Au regard de la situation, la mesure aura un impact positif sur l’économie burundaise ?
Non…
Cet argent même si ils disent qu’il n’était pas visible, il circulait et permettait l’achat de différents produits. Aujourd’hui une partie se perd comme ça. Les gens ont perdu leur fortune. Sur le marché, ils vont vendre du haricot, personne pour acheter car ils n’ont pas d’argent, ils viennent d’être appauvris. Et en plus il y a rien qui montre qu’en injectant ces billets, la production augmente.

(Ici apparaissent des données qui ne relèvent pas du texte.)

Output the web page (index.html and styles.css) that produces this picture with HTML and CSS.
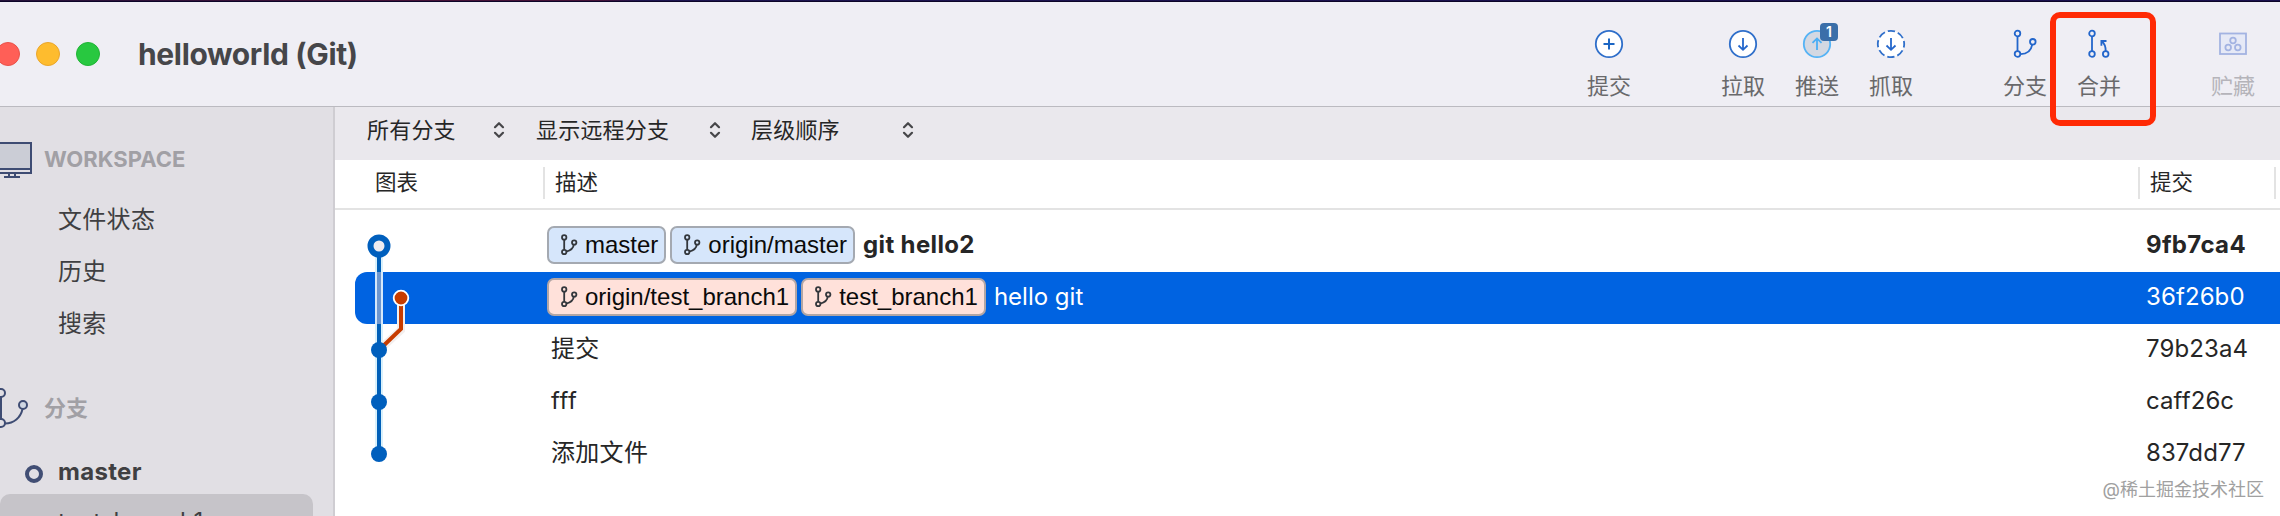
FILE: index.html
```html
<!DOCTYPE html>
<html lang="zh-CN">
<head>
<meta charset="utf-8">
<title>helloworld (Git)</title>
<link rel="stylesheet" href="styles.css">
</head>
<body>
<svg class="defs" width="0" height="0" aria-hidden="true">
  <symbol id="branch" viewBox="0 0 24 30">
    <g fill="none" stroke="currentColor" stroke-width="1.8">
      <circle cx="4.5" cy="4.5" r="2.8"/><circle cx="4.5" cy="25" r="2.8"/><circle cx="19.8" cy="12.8" r="2.8"/>
      <path d="M4.5 7.5V22M7.5 25.2C15 25 18.3 21 19.2 15.6"/>
    </g>
  </symbol>
  <symbol id="tag-branch" viewBox="0 0 18 22">
    <g fill="none" stroke="currentColor" stroke-width="1.8">
      <circle cx="4.2" cy="3.4" r="2.2"/><circle cx="4.2" cy="18" r="2.2"/><circle cx="14.2" cy="8.5" r="2.2"/>
      <path d="M4.2 5.6V15.8M6.2 17.6C10.5 16.6 13.4 14.2 13.8 10.7"/>
    </g>
  </symbol>
  <symbol id="updown" viewBox="0 0 12 18">
    <path d="M2 6.2L6 2.2L10 6.2M2 11.8L6 15.8L10 11.8" fill="none" stroke="#464649" stroke-width="2.2" stroke-linecap="round" stroke-linejoin="round"/>
  </symbol>
</svg>
<div class="window">
  <div class="desktop-edge"></div>
  <header class="titlebar">
    <div class="lights"><i class="light red"></i><i class="light yellow"></i><i class="light green"></i></div>
    <h1 class="title">helloworld (Git)</h1>
    <nav class="toolbar">
      <div class="tool commit">
        <svg width="30" height="30" viewBox="0 0 30 30"><circle cx="15" cy="15" r="13.2" fill="#fff" stroke="#2f6fca" stroke-width="1.8"/><path d="M15 9.5V20.5M9.5 15H20.5" stroke="#1c66c4" stroke-width="2" fill="none"/></svg>
        <span>提交</span>
      </div>
      <div class="tool">
        <svg width="30" height="30" viewBox="0 0 30 30"><circle cx="15" cy="15" r="13.2" fill="#fff" stroke="#2f6fca" stroke-width="1.8"/><path d="M15 9V20.5M10.5 16.5L15 20.8L19.5 16.5" stroke="#2366cb" stroke-width="1.8" fill="none"/></svg>
        <span>拉取</span>
      </div>
      <div class="tool">
        <svg width="30" height="30" viewBox="0 0 30 30"><circle cx="15" cy="15" r="13.2" fill="#d3d8e2" stroke="#55b3f5" stroke-width="1.8"/><path d="M15 21V9.5M10.5 13.8L15 9.4L19.5 13.8" stroke="#4aaef5" stroke-width="1.8" fill="none"/></svg>
        <b class="badge">1</b>
        <span>推送</span>
      </div>
      <div class="tool fetch">
        <svg width="30" height="30" viewBox="0 0 30 30"><circle cx="15" cy="15" r="13.2" fill="#fff" stroke="#2f6fca" stroke-width="1.8" stroke-dasharray="7.37 3" stroke-dashoffset="3.7"/><path d="M15 9V20.5M10.5 16.5L15 20.8L19.5 16.5" stroke="#2366cb" stroke-width="1.8" fill="none"/></svg>
        <span>抓取</span>
      </div>
      <div class="tool">
        <svg class="blue" width="24" height="30"><use href="#branch"/></svg>
        <span>分支</span>
      </div>
      <div class="tool merge">
        <svg class="blue" width="24" height="30" viewBox="0 0 24 30"><g fill="none" stroke="currentColor" stroke-width="1.8"><circle cx="5" cy="4.5" r="2.8"/><circle cx="5" cy="25" r="2.8"/><circle cx="18.7" cy="25" r="2.8"/><path d="M5 7.5V22M18.7 22C18.7 17.5 17.5 14.5 14.8 12.3M14.4 16.8V12H19.5"/></g></svg>
        <span>合并</span>
      </div>
      <div class="tool stash">
        <svg width="30" height="30" viewBox="0 0 30 30"><g fill="none" stroke="#a3b3e2" stroke-width="1.8"><rect x="2" y="4.5" width="26" height="20.5" fill="#e6e9f6"/><circle cx="15" cy="11.5" r="2.8"/><circle cx="10.2" cy="18.5" r="2.8"/><circle cx="19.8" cy="18.5" r="2.8"/></g></svg>
        <span>贮藏</span>
      </div>
    </nav>
    <div class="highlight"></div>
  </header>
  <div class="body">
    <aside class="sidebar">
      <div class="group">
        <svg class="group-icon" width="33" height="40" viewBox="0 0 33 40"><path d="M-5 4H31V30H-5Z" fill="#cbcdd6"/><path d="M-5 4H31V34H-5M-5 30H31" fill="none" stroke="#3e4c73" stroke-width="2"/><path d="M9 35V38M15 35V38M4 38H20" fill="none" stroke="#3e4c73" stroke-width="2"/></svg>
        <span class="caps">WORKSPACE</span>
      </div>
      <div class="item">文件状态</div>
      <div class="item">历史</div>
      <div class="item">搜索</div>
      <div class="group branches">
        <svg class="group-icon" width="33" height="44" viewBox="0 0 33 44"><g fill="none" stroke="#3e4c73" stroke-width="2"><circle cx="1" cy="7" r="4"/><circle cx="1" cy="37" r="4"/><circle cx="23" cy="19" r="4" fill="#cfd6e2"/><path d="M1 11V33M5 37.5C14 37.5 20.5 31.5 22.5 23.2"/></g></svg>
        <span>分支</span>
      </div>
      <div class="item current"><i class="ring"></i>master</div>
      <div class="item selected">test_branch1</div>
    </aside>
    <main class="main">
      <div class="filters">
        <div class="filter all">所有分支<svg width="12" height="18"><use href="#updown"/></svg></div>
        <div class="filter remote">显示远程分支<svg width="12" height="18"><use href="#updown"/></svg></div>
        <div class="filter order">层级顺序<svg width="12" height="18"><use href="#updown"/></svg></div>
      </div>
      <div class="columns">
        <span class="col graph-col">图表</span>
        <span class="col desc-col">描述</span>
        <span class="col hash-col">提交</span>
      </div>
      <div class="log">
        <div class="row head">
          <div class="desc">
            <span class="tag"><svg width="18" height="22"><use href="#tag-branch"/></svg>master</span>
            <span class="tag"><svg width="18" height="22"><use href="#tag-branch"/></svg>origin/master</span>
            <span class="msg">git hello2</span>
          </div>
          <div class="hash">9fb7ca4</div>
        </div>
        <div class="row active">
          <div class="desc">
            <span class="tag pink"><svg width="18" height="22"><use href="#tag-branch"/></svg>origin/test_branch1</span>
            <span class="tag pink"><svg width="18" height="22"><use href="#tag-branch"/></svg>test_branch1</span>
            <span class="msg">hello git</span>
          </div>
          <div class="hash">36f26b0</div>
        </div>
        <div class="row"><div class="desc plain">提交</div><div class="hash">79b23a4</div></div>
        <div class="row"><div class="desc plain latin">fff</div><div class="hash">caff26c</div></div>
        <div class="row"><div class="desc plain">添加文件</div><div class="hash">837dd77</div></div>
        <svg class="graph" width="80" height="260" viewBox="0 0 80 260">
          <path d="M24 26V234" stroke="#d8f0fb" stroke-width="8"/>
          <path d="M24 26V234" stroke="#005fb8" stroke-width="4"/>
          <path d="M24 52V104" stroke="#d5e8fb" stroke-width="8"/>
          <path d="M24 52V104" stroke="#6e97cf" stroke-width="4"/>
          <path d="M46 78V110L24 130" fill="none" stroke="#f3efee" stroke-width="8"/>
          <path d="M46 78V109L24 130" fill="none" stroke="#c73c00" stroke-width="4"/>
          <path d="M24 104V130" stroke="#005fb8" stroke-width="4"/>
          <circle cx="46" cy="78" r="7.3" fill="#c73c00" stroke="#fff" stroke-width="1.8"/>
          <circle cx="24" cy="26" r="8.5" fill="#eeecf0" stroke="#005fbd" stroke-width="6"/>
          <g fill="#005fbd"><circle cx="24" cy="130" r="8"/><circle cx="24" cy="182" r="8"/><circle cx="24" cy="234" r="8"/></g>
        </svg>
      </div>
    </main>
  </div>
  <div class="watermark">@稀土掘金技术社区</div>
</div>
</body>
</html>
```
FILE: styles.css
```css
* { box-sizing: border-box; }
html, body { margin: 0; height: 100%; overflow: hidden; }
body { font-family: Inter, "Noto Sans CJK SC", sans-serif; font-size: 24px; color: #262626; background: #fff; }
svg { display: block; flex: none; }
.defs { position: absolute; }

.window { position: relative; width: 2280px; height: 516px; display: flex; flex-direction: column; overflow: hidden; }
.desktop-edge { flex: none; height: 2px; background: linear-gradient(90deg, #24123a 0, #451237 400px, #451237 600px, #1d1550 640px, #190f4c 100%); border-bottom: 1px solid #0c0428; }

.titlebar { position: relative; flex: none; height: 105px; display: flex; background: #efeef4; border-bottom: 1px solid #bbbac0; }
.lights { display: flex; gap: 16px; margin: 40px 0 0 -4px; }
.light { width: 24px; height: 24px; border-radius: 50%; }
.red { background: #ff5f57; border: 1px solid #e9524a; }
.yellow { background: #febc2e; border: 1px solid #eaa62b; }
.green { background: #28c840; border: 1px solid #20b435; }
.title { margin: 32px 0 0 38px; font-size: 30px; line-height: 40px; font-weight: 700; color: #464649; letter-spacing: -0.35px; }
.toolbar { display: flex; margin-left: auto; padding: 27px 10px 0 0; }
.tool { position: relative; width: 74px; display: flex; flex-direction: column; align-items: center; font-size: 22px; line-height: 30px; color: #69696b; }
.tool span { margin-top: 12px; }
.commit { margin-right: 60px; }
.fetch { margin-right: 60px; }
.merge { margin-right: 60px; }
.blue { color: #2366cb; }
.stash { color: #b5b4ba; }
.badge { position: absolute; top: -6px; left: 40px; width: 18px; height: 18px; border-radius: 4px; background: #3b6fa9; color: #fff; font-size: 14px; line-height: 18px; text-align: center; font-weight: 600; }
.highlight { position: absolute; z-index: 3; left: 2050px; top: 10px; width: 106px; height: 114px; border: 6px solid #ff2a05; border-radius: 10px; }

.body { flex: 1; min-height: 0; display: flex; }
.sidebar { flex: none; width: 335px; background: #e1dfe4; border-right: 2px solid #cfcdd2; overflow: hidden; padding-top: 26px; color: #3f3f42; }
.group { height: 52px; display: flex; align-items: center; font-size: 22px; font-weight: 700; color: #a1a0a5; margin-bottom: 8px; }
.group-icon { margin-right: 11px; }
.item { height: 52px; line-height: 54px; padding-left: 58px; letter-spacing: 0.3px; }
.branches { margin-top: 33px; }
.branches span { font-weight: 600; padding-bottom: 4px; }
.current { font-weight: 700; display: flex; padding: 3px 0 0 25px; }
.ring { width: 18px; height: 18px; border: 4px solid #414e74; border-radius: 50%; margin: 20px 15px 0 0; }
.selected { width: 313px; background: #c6c4c9; border-radius: 10px; border-bottom-left-radius: 0; padding-top: 1px; }

.main { flex: 1; min-width: 0; }
.filters { height: 53px; background: #eae8ed; display: flex; align-items: center; padding: 0 0 11px 32px; font-size: 22px; letter-spacing: 0.2px; }
.filter { display: flex; align-items: center; justify-content: space-between; height: 30px; }
.filter svg { margin-top: 4px; }
.all { width: 138px; margin-right: 31px; }
.remote { width: 185px; margin-right: 30px; }
.order { width: 163px; }
.columns { height: 50px; border-bottom: 2px solid #e3e3e3; display: flex; align-items: center; padding-bottom: 3px; font-size: 21.5px; }
.col { height: 32px; line-height: 30px; border-right: 2px solid #e3e3e3; }
.graph-col { width: 210px; padding-left: 40px; }
.desc-col { width: 1595px; padding-left: 10px; }
.hash-col { width: 136px; padding-left: 10px; }
.log { position: relative; margin: 10px 0 0 20px; }
.row { height: 52px; display: flex; align-items: center; padding-bottom: 3px; }
.desc { width: 1772px; padding-left: 192px; display: flex; align-items: center; gap: 4px; }
.plain { padding: 0 0 4px 196px; letter-spacing: 0.3px; }
.latin { padding-bottom: 0; letter-spacing: 0.6px; }
.hash { margin-left: 19px; letter-spacing: 0.1px; }
.head .msg, .head .hash { font-weight: 700; letter-spacing: 0.35px; }
.active { background: #0063e1; color: #fff; border-radius: 12px 0 0 12px; }
.tag { height: 38px; display: flex; align-items: center; gap: 7px; padding: 0 6px 0 11px; border: 2px solid #a4a9b1; border-radius: 7px; background: #d6e6fb; color: #0a0a0a; font-family: "Liberation Sans", Arial, sans-serif; }
.tag svg { color: #33373c; }
.pink { background: #ffe1da; border-color: #b3a6a5; }
.msg { margin-left: 4px; }
.graph { position: absolute; left: 0; top: 0; }

.watermark { position: absolute; right: 16px; bottom: 13px; font-size: 18px; line-height: 26px; color: #a0a0a0; }
```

Elle ne va pas augmenter car il n’y a rien qui implique la production agricole, industrielle, on va continuer à importer…
Et si au pire des cas c’est la deuxième option l’argent n’est pas injecté dans le budget de l’Etat, la monnaie burundaise devra être dévaluée. Il y aura une inflation de 22% qui correspond au taux de masse monétaire non échangé. Pourquoi ?
La personne qui va avoir cet argent non rendu va changer la monnaie en dollars. Comme il y aura plus de dollars, le cours du dollar va grimper jusque même à 5000fbu. Et la personne ne va pas garder les dollars au Burundi, il va les envoyer dans les paradis fiscaux ci-haut cités. Il va appauvrir le Burundi.
Les 22% de l’argent qui reste peuvent devenir un sérieux problème pour le Burundi, un problème énorme pour l’économie burundaise. Donc pour une mesure qu’on disait salutaire, en fait de compte on aura causé beaucoup de tort à la population burundaise à moins que la masse monétaire non échangée soit injectée dans le budget de l’Etat et utiliser dans l’intérêt du peuple burundais.